- [Task description]
Search the data for the string "React" and extract every line where it appears.
════════
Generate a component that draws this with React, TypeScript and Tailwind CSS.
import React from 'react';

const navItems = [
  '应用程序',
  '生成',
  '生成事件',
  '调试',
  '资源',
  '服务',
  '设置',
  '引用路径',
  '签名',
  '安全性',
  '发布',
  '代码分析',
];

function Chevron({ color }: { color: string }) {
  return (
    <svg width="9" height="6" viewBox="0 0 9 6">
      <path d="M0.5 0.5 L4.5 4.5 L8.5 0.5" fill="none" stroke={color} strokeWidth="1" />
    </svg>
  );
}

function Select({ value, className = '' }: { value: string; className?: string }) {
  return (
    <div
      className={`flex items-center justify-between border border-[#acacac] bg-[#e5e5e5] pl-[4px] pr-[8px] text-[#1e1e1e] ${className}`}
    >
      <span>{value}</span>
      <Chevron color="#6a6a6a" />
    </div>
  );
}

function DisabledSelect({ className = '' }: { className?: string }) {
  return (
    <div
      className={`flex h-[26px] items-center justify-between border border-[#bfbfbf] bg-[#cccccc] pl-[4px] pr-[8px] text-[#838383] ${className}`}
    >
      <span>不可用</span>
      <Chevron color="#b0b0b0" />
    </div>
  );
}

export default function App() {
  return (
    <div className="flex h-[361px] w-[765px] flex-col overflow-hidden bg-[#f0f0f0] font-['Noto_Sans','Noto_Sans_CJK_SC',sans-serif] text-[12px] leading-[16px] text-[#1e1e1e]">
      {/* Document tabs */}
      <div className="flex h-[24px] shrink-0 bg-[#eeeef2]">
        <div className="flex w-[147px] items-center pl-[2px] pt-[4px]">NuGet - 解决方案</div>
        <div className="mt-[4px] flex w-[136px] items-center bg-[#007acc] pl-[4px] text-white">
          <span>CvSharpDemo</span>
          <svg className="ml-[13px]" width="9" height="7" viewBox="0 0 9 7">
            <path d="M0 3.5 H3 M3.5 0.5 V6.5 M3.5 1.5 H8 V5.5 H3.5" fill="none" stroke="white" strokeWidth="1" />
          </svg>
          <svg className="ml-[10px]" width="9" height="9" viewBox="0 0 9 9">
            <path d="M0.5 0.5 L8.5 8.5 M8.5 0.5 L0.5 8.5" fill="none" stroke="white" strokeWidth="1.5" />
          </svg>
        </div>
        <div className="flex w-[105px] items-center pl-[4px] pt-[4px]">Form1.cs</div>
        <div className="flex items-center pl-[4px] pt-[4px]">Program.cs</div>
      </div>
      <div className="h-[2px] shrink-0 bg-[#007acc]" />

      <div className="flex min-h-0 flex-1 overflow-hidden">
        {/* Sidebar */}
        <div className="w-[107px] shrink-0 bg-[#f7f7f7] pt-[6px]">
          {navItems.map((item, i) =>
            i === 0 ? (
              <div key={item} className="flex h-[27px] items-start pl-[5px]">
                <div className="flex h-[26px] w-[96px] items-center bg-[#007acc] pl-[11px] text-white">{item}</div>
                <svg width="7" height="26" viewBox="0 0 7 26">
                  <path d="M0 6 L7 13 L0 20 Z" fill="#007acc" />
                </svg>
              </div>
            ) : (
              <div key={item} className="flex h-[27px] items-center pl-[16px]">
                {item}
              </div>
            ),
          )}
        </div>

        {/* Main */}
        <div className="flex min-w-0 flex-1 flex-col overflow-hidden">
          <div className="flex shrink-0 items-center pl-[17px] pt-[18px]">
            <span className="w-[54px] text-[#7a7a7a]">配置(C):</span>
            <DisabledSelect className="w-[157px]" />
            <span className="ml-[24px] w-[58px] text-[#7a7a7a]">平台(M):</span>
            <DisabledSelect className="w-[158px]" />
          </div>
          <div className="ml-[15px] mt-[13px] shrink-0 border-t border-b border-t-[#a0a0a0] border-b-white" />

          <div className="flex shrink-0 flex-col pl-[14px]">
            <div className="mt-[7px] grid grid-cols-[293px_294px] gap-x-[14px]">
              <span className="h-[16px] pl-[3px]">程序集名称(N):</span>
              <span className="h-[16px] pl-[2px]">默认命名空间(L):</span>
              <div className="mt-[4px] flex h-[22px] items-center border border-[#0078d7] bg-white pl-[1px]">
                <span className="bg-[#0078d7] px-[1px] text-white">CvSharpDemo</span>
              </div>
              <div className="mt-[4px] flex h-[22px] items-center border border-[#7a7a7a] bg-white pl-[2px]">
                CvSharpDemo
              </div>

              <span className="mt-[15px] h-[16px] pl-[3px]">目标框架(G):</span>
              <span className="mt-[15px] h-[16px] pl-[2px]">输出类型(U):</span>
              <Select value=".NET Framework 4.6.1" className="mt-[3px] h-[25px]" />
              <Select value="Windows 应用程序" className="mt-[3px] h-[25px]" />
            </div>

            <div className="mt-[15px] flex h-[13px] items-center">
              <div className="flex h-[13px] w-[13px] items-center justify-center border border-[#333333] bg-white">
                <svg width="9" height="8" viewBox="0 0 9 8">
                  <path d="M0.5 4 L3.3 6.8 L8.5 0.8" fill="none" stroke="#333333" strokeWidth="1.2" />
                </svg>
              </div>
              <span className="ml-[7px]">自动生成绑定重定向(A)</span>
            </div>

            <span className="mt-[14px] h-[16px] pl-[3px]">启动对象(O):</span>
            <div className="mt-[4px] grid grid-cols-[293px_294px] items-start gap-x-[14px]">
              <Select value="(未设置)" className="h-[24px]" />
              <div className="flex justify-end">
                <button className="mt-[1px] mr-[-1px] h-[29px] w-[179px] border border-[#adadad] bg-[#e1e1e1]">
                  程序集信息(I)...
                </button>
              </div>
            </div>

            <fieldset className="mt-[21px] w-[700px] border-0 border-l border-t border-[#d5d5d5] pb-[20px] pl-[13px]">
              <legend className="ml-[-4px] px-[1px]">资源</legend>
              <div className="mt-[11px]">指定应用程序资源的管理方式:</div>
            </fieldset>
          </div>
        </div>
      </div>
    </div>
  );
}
════════
- [The response]
Generate a component that draws this with React, TypeScript and Tailwind CSS.
import React from 'react';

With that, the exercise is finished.